Raw data -
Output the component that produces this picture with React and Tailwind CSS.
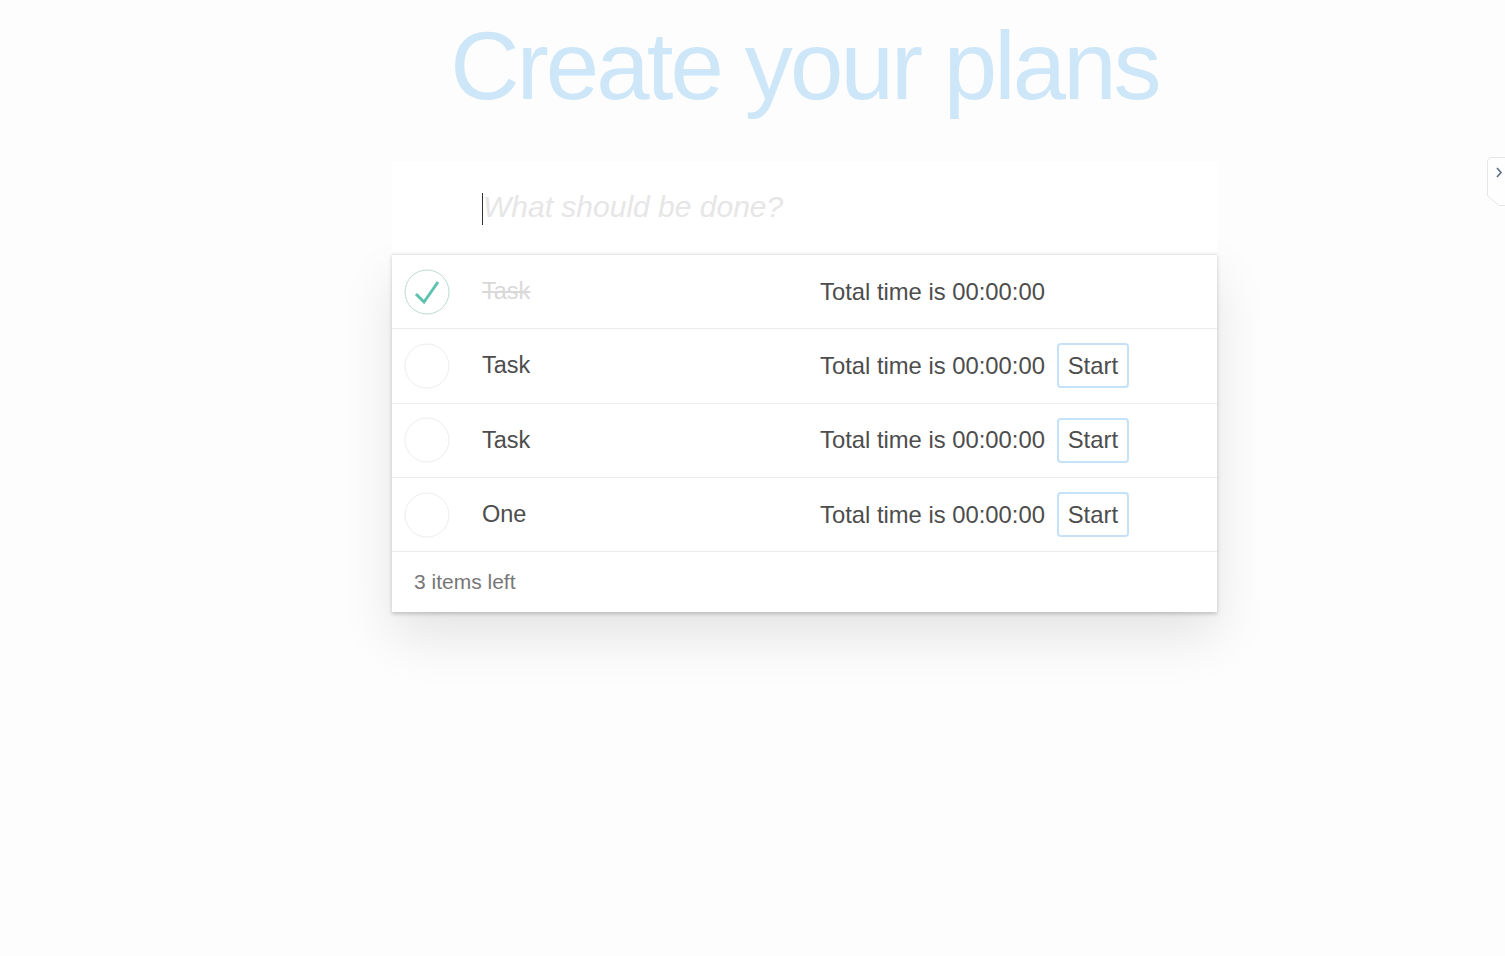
import React from 'react';

const todos = [
  { id: 1, title: 'Task', done: true },
  { id: 2, title: 'Task', done: false },
  { id: 3, title: 'Task', done: false },
  { id: 4, title: 'One', done: false },
];

const Toggle = ({ done }) => (
  <div className="w-[46px] h-[46px] shrink-0">
    <svg width="46" height="46" viewBox="0 0 46 46">
      <circle cx="23" cy="23" r="22" fill="none" stroke={done ? '#bddad5' : '#ededed'} strokeWidth="1" />
      {done && (
        <path d="M12 25 L20 33 L34 13" fill="none" stroke="#5dc2af" strokeWidth="3" strokeLinecap="butt" strokeLinejoin="miter" />
      )}
    </svg>
  </div>
);

const App = () => {
  const left = todos.filter((t) => !t.done).length;

  return (
    <div className="relative min-h-screen bg-[#fdfdfd] text-[#4d4d4d]" style={{ fontFamily: '"Liberation Sans", Arial, sans-serif' }}>
      <div className="pl-[104px] flex flex-col items-center">
        <h1 className="mt-[16px] h-[100px] text-[96px] leading-[100px] font-normal text-[#cde7f9] tracking-[-2.9px]">
          Create your plans
        </h1>

        <div className="mt-[46px] w-[825px]">
          <div className="relative h-[92px] bg-white shadow-[inset_0_-2px_1px_rgba(0,0,0,0.03)] flex items-center pl-[90px]">
            <span className="w-px h-[32px] bg-[#333] mt-[1px]"></span>
            <span className="italic text-[30px] text-[#e6e6e6] font-light -mt-[3px]">What should be done?</span>
          </div>

          <div className="bg-white border-t border-[#e6e6e6] shadow-[0_2px_4px_0_rgba(0,0,0,0.2),0_25px_50px_0_rgba(0,0,0,0.1)]">
            <ul>
              {todos.map((todo) => (
                <li key={todo.id} className="h-[74.3px] flex items-center border-b border-[#ededed]">
                  <div className="ml-3">
                    <Toggle done={todo.done} />
                  </div>
                  <span
                    className={
                      'ml-[32px] w-[338px] text-[23.5px] ' +
                      (todo.done ? 'line-through text-[#d9d9d9]' : 'text-[#4d4d4d]')
                    }
                  >
                    {todo.title}
                  </span>
                  <span className="text-[23.8px] text-[#4d4d4d]">Total time is 00:00:00</span>
                  {!todo.done && (
                    <button className="ml-[12px] w-[72px] h-[45px] border-2 border-[#c4e2f9] rounded-[4px] text-[23.8px] text-[#4d4d4d] bg-white">
                      Start
                    </button>
                  )}
                </li>
              ))}
            </ul>
            <footer className="h-[60px] flex items-center pl-[22px] text-[21px] text-[#777]">
              {left} items left
            </footer>
          </div>
        </div>
      </div>

      <div className="absolute right-0 top-[157px]">
        <svg width="18" height="49" viewBox="0 0 18 49">
          <path d="M18 0.5 H5 Q0.5 0.5 0.5 5 V39 L12 48.5 H18" fill="#fefefe" stroke="#e3e7ec" strokeWidth="1" />
          <path d="M10 11 L14 15.5 L10 20" fill="none" stroke="#5d6d82" strokeWidth="1.6" />
        </svg>
      </div>
    </div>
  );
};

export default App;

Stated goal - Reproduce each line word for word and drop the pictures.

Worked solution -
Output the component that produces this picture with React and Tailwind CSS.
import React from 'react';

const todos = [
  { id: 1, title: 'Task', done: true },
  { id: 2, title: 'Task', done: false },
  { id: 3, title: 'Task', done: false },
  { id: 4, title: 'One', done: false },
];

const Toggle = ({ done }) => (
  <div className="w-[46px] h-[46px] shrink-0">
    <svg width="46" height="46" viewBox="0 0 46 46">
      <circle cx="23" cy="23" r="22" fill="none" stroke={done ? '#bddad5' : '#ededed'} strokeWidth="1" />
      {done && (
        <path d="M12 25 L20 33 L34 13" fill="none" stroke="#5dc2af" strokeWidth="3" strokeLinecap="butt" strokeLinejoin="miter" />
      )}
    </svg>
  </div>
);

const App = () => {
  const left = todos.filter((t) => !t.done).length;

  return (
    <div className="relative min-h-screen bg-[#fdfdfd] text-[#4d4d4d]" style={{ fontFamily: '"Liberation Sans", Arial, sans-serif' }}>
      <div className="pl-[104px] flex flex-col items-center">
        <h1 className="mt-[16px] h-[100px] text-[96px] leading-[100px] font-normal text-[#cde7f9] tracking-[-2.9px]">
          Create your plans
        </h1>

        <div className="mt-[46px] w-[825px]">
          <div className="relative h-[92px] bg-white shadow-[inset_0_-2px_1px_rgba(0,0,0,0.03)] flex items-center pl-[90px]">
            <span className="w-px h-[32px] bg-[#333] mt-[1px]"></span>
            <span className="italic text-[30px] text-[#e6e6e6] font-light -mt-[3px]">What should be done?</span>
          </div>

          <div className="bg-white border-t border-[#e6e6e6] shadow-[0_2px_4px_0_rgba(0,0,0,0.2),0_25px_50px_0_rgba(0,0,0,0.1)]">
            <ul>
              {todos.map((todo) => (
                <li key={todo.id} className="h-[74.3px] flex items-center border-b border-[#ededed]">
                  <div className="ml-3">
                    <Toggle done={todo.done} />
                  </div>
                  <span
                    className={
                      'ml-[32px] w-[338px] text-[23.5px] ' +
                      (todo.done ? 'line-through text-[#d9d9d9]' : 'text-[#4d4d4d]')
                    }
                  >
                    {todo.title}
                  </span>
                  <span className="text-[23.8px] text-[#4d4d4d]">Total time is 00:00:00</span>
                  {!todo.done && (
                    <button className="ml-[12px] w-[72px] h-[45px] border-2 border-[#c4e2f9] rounded-[4px] text-[23.8px] text-[#4d4d4d] bg-white">
                      Start
                    </button>
                  )}
                </li>
              ))}
            </ul>
            <footer className="h-[60px] flex items-center pl-[22px] text-[21px] text-[#777]">
              {left} items left
            </footer>
          </div>
        </div>
      </div>

      <div className="absolute right-0 top-[157px]">
        <svg width="18" height="49" viewBox="0 0 18 49">
          <path d="M18 0.5 H5 Q0.5 0.5 0.5 5 V39 L12 48.5 H18" fill="#fefefe" stroke="#e3e7ec" strokeWidth="1" />
          <path d="M10 11 L14 15.5 L10 20" fill="none" stroke="#5d6d82" strokeWidth="1.6" />
        </svg>
      </div>
    </div>
  );
};

export default App;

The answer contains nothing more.